Practice labs will not be placed here on the Internet. You can find them at the end of the chapters. Review them and get ready for your lab assignments or tests.   

Lab Assignments:

 More info is placed on D2L

 

Case Studies and Tests:

Your case studies weigh 25% of your total grade. Students can choose to have two smaller case studies. Depending on the difficulty of them, one will be considered as 10% and the other one 15%. These can either be related to engineering (eg. Bernoulli's Equation and Pump Performance Charts, etc) or physics problems or anything else related to your jobs. You should get your case studies approved by me. I prefer that you do your case studies individually, unless the projects are difficult. Remember that each case study should be more difficult than the problems I give you in lab or the ones assigned as homework.

Points will be taken off for late/incomplete submission! Don't forget to email your report and input files. Email your function (your report(*), your function and the input files) to THIS EMAIL by the time set in class!

Follow these guidelines for submitting your case studies:

  1. As the first page of your report, choose a suitable title for your case study, write your name, my name, name of the class, date, etc,
  2. Clearly state the problem. Use a couple of figures to clarify the problem chosen (in some case studies- like registration- this is not required and you can use a small flowchart. However in some like the projectile or oblique impact or modal temperature distribution, flow in the pipe, etc, you need to insert the figures),
  3. Write the equations neatly (use the equation editor in MS Word),
  4. Indicate the inputs and outputs and what exactly the function does. Copy your function from Matlab editor and paste it into your report,
  5. Attach all the output results, including the output data and figures that you get after running the function.

Grading policy:

5%             Content (Details of the project and Organization)

20%           Defining the problem (equations, figures, flowcharts, etc)

15%           Explaining how your function works (inputs and outputs and every section of the function)

40%           Function is written professionally(**) (fprintf, clc, clear all at the beginning, logical statements, correct loops, avoiding repetitions, etc)

20%           Results: How you call the function, Output values you get, figures and anything you want your function to do.

100%         Total

(*) Points will be taken off for late submission.

(**) Your program should tell the user what it does. You must use fprintf at the beginning of your code to introduce your program to the user or use the help command.

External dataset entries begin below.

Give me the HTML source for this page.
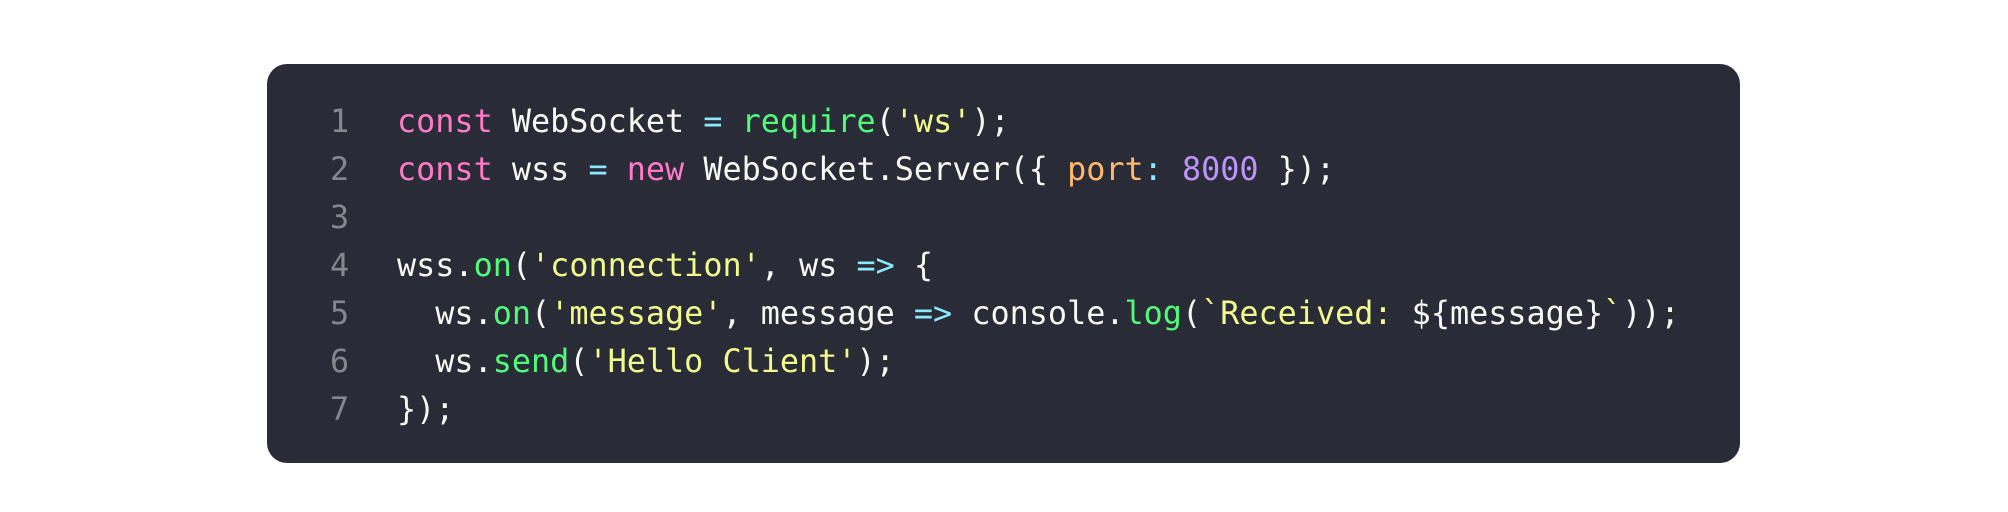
<!DOCTYPE html>
<html><head><meta charset="utf-8"><style>
html,body{margin:0;padding:0;background:#fff;width:2008px;height:512px;overflow:hidden}
.card{position:absolute;left:267px;top:64px;width:1473px;height:399px;background:#292b36;border-radius:20px}
.ln{position:absolute;left:330px;font-family:"DejaVu Sans Mono","Liberation Mono",monospace;font-size:31.8px;color:#85878e;line-height:48px}
.code{position:absolute;left:397px;font-family:"DejaVu Sans Mono","Liberation Mono",monospace;font-size:31.8px;color:#f8f8f2;line-height:48px;white-space:pre}
.k{color:#ff79c6}.f{color:#50fa7b}.o{color:#8be9fd}.s{color:#f1fa8c}.p{color:#ffb86c}.n{color:#bd93f9}
</style></head><body>
<div class="card"></div>
<div class="ln" style="top:98px">1<br>2<br>3<br>4<br>5<br>6<br>7</div>
<div class="code" style="top:98px"><span class="k">const</span> WebSocket <span class="o">=</span> <span class="f">require</span>(<span class="s">'ws'</span>);
<span class="k">const</span> wss <span class="o">=</span> <span class="k">new</span> WebSocket.Server({ <span class="p">port</span><span class="o">:</span> <span class="n">8000</span> });

wss.<span class="f">on</span>(<span class="s">'connection'</span>, ws <span class="o">=&gt;</span> {
  ws.<span class="f">on</span>(<span class="s">'message'</span>, message <span class="o">=&gt;</span> console.<span class="f">log</span>(<span class="s">`Received: </span>${message}<span class="s">`</span>));
  ws.<span class="f">send</span>(<span class="s">'Hello Client'</span>);
});</div>
</body></html>
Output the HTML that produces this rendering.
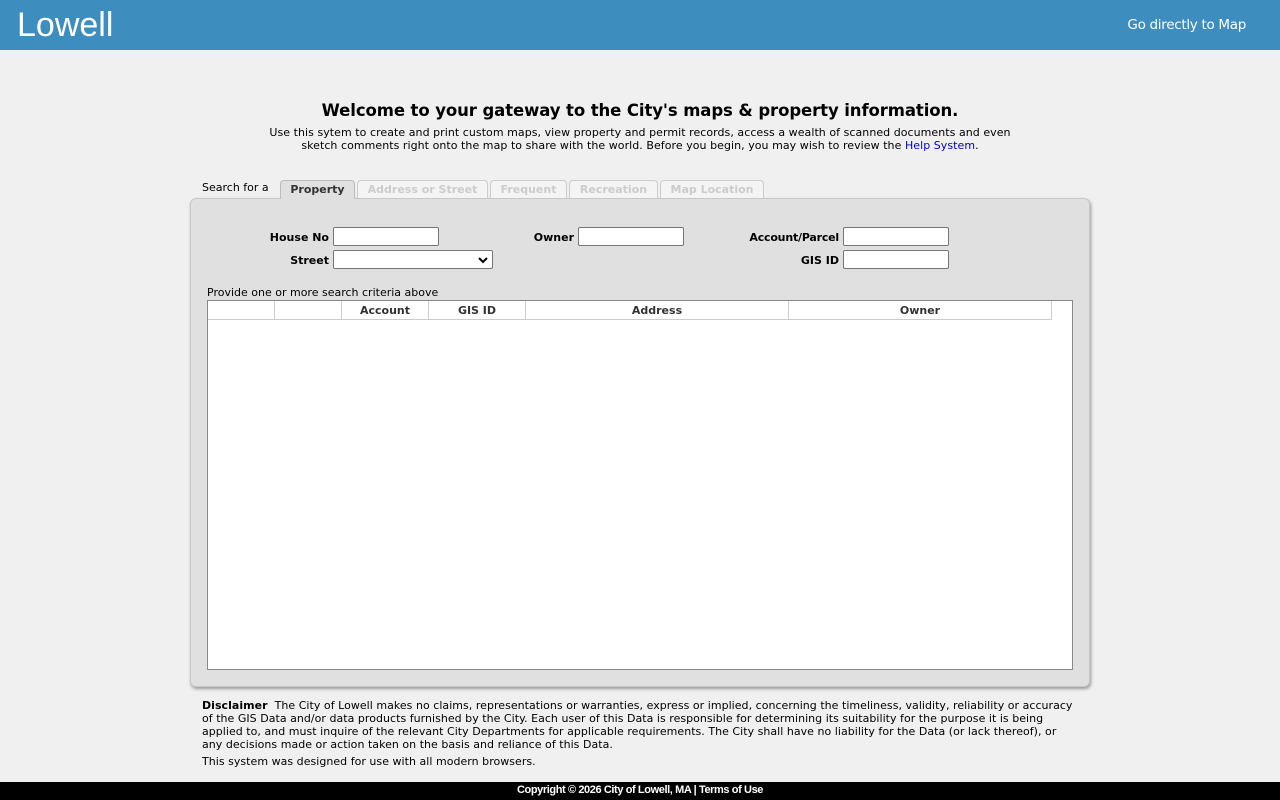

(***) Your program should be fool-proof.

As discussed in class, Plagiarism cannot be tolerated and the penalty is that the student not only gets zero for the case study, but also he/she will fail the course. You can review this document related to Plagiarism.

Academic Honesty:
 
KSU has an Honor Code and a procedure for handling cases when academic misconduct is alleged. All students should be aware of them. Information about the Honor Code and the misconduct procedure may be found here.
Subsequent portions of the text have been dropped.